John Olsen, MD, CAP senior director and acting vice president, transformation, observes that while the majority of guideline topics proposed by practicing pathologists relate to clinical variance, many address the need to standardize the way we report results. Variation in syntax, verbiage, and terminology cause confusion, and while not everyone likes synoptic reports, they do remove variance, which is where risk is often introduced. If variance is removed, Dr. Olsen says, a physician in Wyoming will clearly understand what the pathologist who wrote that report in Los Angeles meant.

Another 10 guidelines are in various stages of process. Eight medical specialty group partners are participating and three patient advocacy groups sit on advisory panels. Every member of the College is encouraged to suggest topics for guidelines or volunteer on a guidelines work group. If nothing else, please do respond to guidelines posted for public comment. Your input is important.

I introduced this column with Dr. Hamilton in part because she showed the power of persistence and evidence-based thinking. Her story also highlights what we as a society have overcome.

In 1919, when Dr. Hamilton became the first woman appointed to a professorship at Harvard Medical School, she was asked to accept preconditions that sound bizarre and humorous today: 1) she could not enter the Faculty Club (“for men only” at that time); 2) she could not participate as faculty at graduation ceremonies; and 3) she could not ask for tickets to football games. Dr. Hamilton responded by continuing diligently in her work and earning a national reputation. Among many accolades, the most impressive came posthumously in 1987, when the National Institute for Occupational Safety and Health chose to dedicate its new research facility in her name.
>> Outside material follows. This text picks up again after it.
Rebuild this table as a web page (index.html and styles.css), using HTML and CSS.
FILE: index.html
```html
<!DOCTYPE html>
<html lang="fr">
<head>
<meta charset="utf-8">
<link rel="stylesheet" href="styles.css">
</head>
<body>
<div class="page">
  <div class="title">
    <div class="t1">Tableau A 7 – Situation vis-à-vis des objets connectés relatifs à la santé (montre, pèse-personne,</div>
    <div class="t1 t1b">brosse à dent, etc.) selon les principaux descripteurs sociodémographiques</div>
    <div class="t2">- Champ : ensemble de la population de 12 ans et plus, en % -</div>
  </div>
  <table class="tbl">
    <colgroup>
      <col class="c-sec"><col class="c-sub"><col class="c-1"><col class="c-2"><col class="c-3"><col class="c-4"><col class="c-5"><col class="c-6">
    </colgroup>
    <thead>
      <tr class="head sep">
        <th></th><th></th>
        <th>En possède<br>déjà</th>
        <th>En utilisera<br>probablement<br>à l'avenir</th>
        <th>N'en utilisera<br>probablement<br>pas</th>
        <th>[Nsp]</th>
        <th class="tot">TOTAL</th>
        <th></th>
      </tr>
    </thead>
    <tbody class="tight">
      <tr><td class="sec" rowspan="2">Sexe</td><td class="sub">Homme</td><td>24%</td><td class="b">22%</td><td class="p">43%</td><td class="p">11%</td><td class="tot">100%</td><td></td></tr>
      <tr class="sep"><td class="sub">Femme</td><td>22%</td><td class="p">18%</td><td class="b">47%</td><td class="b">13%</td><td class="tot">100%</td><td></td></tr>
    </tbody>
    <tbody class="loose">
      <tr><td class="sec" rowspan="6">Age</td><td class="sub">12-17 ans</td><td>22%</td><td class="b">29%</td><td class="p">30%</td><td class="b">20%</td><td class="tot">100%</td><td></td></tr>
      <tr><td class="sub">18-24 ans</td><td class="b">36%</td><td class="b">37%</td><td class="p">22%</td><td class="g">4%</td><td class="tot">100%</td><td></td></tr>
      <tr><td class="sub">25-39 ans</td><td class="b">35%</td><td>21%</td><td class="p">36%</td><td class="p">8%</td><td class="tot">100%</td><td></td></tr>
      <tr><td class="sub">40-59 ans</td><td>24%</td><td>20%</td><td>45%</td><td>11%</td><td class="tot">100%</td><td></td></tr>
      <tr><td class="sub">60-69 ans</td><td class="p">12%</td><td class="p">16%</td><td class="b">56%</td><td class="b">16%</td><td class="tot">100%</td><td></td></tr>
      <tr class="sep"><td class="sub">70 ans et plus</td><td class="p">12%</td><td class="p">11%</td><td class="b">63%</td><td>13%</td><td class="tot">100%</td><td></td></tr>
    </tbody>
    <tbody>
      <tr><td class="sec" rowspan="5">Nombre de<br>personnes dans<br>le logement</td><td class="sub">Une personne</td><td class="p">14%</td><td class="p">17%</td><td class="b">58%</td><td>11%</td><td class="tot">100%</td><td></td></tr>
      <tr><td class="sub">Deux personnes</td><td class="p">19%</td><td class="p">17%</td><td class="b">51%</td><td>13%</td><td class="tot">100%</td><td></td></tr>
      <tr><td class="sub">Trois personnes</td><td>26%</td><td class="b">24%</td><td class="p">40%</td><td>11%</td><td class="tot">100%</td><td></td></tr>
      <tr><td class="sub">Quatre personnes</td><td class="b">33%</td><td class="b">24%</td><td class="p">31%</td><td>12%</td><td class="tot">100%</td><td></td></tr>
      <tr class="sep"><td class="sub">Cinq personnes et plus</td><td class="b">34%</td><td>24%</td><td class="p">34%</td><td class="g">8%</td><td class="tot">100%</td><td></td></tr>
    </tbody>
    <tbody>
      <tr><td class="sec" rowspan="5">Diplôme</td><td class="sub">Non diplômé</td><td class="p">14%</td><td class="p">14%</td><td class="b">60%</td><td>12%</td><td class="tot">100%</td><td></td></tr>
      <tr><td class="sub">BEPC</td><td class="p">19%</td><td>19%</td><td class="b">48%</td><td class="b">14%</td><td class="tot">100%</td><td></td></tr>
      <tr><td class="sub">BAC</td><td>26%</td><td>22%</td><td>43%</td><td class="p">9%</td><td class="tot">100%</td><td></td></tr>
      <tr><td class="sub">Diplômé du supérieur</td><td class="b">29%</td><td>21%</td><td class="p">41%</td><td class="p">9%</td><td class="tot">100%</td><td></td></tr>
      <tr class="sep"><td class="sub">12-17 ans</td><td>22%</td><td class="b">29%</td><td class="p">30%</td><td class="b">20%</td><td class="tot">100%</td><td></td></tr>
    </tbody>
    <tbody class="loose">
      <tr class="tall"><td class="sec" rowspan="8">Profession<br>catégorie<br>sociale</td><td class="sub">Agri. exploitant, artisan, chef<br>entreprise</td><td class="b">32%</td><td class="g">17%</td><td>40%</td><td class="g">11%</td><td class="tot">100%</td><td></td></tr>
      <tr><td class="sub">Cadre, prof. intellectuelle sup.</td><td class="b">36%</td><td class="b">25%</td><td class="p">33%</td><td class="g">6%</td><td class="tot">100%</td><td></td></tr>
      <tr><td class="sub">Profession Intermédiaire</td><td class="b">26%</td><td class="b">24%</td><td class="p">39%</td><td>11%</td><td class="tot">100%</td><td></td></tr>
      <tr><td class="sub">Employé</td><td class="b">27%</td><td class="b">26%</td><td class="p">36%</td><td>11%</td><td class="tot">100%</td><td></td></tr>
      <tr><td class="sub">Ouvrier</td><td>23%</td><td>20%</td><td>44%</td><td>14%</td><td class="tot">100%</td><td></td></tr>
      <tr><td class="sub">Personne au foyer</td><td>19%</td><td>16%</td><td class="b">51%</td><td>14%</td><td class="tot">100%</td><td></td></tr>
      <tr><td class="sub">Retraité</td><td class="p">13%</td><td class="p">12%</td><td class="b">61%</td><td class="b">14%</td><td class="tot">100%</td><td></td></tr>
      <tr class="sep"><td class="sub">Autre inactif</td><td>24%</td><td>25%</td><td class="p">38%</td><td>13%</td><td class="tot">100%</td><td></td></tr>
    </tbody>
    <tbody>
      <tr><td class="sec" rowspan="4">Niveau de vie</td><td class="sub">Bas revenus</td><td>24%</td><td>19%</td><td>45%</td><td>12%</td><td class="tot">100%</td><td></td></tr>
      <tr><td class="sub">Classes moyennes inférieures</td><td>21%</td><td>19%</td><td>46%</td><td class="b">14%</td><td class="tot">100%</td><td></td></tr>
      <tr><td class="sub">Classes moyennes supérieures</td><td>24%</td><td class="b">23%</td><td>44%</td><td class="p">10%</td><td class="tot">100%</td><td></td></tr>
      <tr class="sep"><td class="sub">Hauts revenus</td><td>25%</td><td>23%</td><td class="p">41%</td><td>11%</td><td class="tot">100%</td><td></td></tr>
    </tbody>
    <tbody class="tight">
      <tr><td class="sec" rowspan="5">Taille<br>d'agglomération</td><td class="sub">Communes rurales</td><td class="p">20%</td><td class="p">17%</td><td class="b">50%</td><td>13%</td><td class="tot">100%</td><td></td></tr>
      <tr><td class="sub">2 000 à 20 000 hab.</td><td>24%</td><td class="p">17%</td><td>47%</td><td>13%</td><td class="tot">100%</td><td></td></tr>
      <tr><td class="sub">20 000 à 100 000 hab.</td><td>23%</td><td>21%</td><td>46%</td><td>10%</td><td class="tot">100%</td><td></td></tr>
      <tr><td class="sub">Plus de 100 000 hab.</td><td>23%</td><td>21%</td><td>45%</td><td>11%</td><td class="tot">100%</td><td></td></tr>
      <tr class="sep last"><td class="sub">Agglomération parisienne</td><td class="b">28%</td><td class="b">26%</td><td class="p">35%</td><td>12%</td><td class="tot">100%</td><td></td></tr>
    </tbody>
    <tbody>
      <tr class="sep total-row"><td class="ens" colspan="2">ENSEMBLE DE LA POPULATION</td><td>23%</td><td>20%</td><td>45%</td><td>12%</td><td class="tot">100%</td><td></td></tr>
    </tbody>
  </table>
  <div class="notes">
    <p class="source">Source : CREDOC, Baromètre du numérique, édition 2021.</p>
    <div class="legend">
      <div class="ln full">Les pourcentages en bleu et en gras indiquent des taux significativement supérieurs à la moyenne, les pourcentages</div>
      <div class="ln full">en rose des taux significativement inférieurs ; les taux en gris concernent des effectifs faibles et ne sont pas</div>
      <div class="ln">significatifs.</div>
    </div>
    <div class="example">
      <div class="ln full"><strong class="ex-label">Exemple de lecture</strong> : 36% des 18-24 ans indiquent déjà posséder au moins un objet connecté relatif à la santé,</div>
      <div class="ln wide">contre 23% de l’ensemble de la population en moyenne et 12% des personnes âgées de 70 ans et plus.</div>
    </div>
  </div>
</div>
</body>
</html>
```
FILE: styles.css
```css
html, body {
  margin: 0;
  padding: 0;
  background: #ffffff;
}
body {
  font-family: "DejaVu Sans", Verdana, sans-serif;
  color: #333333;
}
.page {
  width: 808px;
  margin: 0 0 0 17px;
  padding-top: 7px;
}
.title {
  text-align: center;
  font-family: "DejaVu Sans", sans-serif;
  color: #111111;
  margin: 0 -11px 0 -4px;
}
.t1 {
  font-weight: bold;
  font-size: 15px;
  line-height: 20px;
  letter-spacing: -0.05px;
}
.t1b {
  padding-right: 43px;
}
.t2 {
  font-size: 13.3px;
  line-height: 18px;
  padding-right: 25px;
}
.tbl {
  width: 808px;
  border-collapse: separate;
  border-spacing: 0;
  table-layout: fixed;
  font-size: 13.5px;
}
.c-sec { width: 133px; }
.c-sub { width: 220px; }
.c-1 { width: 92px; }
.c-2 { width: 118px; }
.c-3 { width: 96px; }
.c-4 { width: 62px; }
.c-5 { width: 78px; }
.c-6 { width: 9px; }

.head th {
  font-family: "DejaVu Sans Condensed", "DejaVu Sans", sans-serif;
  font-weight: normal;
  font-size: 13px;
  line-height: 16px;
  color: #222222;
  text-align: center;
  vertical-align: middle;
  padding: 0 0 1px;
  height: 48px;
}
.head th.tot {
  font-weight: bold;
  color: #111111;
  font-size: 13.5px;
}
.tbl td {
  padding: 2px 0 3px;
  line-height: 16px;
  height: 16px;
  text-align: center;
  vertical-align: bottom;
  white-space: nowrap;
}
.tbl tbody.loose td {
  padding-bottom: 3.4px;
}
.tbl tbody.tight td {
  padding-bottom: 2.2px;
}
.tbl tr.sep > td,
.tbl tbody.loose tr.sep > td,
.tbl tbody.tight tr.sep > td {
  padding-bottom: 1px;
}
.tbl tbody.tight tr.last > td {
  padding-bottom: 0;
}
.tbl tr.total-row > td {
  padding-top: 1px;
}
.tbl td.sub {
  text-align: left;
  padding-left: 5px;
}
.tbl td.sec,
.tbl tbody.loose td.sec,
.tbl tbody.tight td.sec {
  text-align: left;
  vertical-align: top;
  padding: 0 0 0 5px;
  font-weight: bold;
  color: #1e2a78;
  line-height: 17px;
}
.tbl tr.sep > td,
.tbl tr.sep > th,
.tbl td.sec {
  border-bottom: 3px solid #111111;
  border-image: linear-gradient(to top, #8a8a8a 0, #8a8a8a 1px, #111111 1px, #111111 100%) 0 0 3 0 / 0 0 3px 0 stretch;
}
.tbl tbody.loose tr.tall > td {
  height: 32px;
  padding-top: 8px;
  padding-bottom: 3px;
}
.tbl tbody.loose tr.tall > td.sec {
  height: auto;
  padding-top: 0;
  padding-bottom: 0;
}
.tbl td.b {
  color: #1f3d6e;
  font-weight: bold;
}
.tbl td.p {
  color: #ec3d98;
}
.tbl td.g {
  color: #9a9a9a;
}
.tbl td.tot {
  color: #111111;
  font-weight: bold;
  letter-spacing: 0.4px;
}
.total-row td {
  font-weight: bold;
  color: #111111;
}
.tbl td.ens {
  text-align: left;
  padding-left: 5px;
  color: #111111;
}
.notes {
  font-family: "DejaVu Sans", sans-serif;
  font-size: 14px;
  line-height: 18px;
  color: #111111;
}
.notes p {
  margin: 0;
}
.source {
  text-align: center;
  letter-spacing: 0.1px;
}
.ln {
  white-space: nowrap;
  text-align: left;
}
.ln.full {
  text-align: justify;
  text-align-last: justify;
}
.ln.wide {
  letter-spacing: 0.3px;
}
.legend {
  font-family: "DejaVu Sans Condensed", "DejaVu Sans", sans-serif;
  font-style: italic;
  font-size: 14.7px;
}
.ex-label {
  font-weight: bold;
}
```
More than 100 years ago, a pathologist unearthed and documented evidence of health threats in the workplace and devised measures to eliminate them. Today, guidelines disseminated by the center will eliminate variance in laboratory testing and establish consistency in the reporting of test results. Today’s center teams follow Dr. Hamilton’s example, demonstrating without drama but with persistence the value of a pathologist at the center of the patient care team.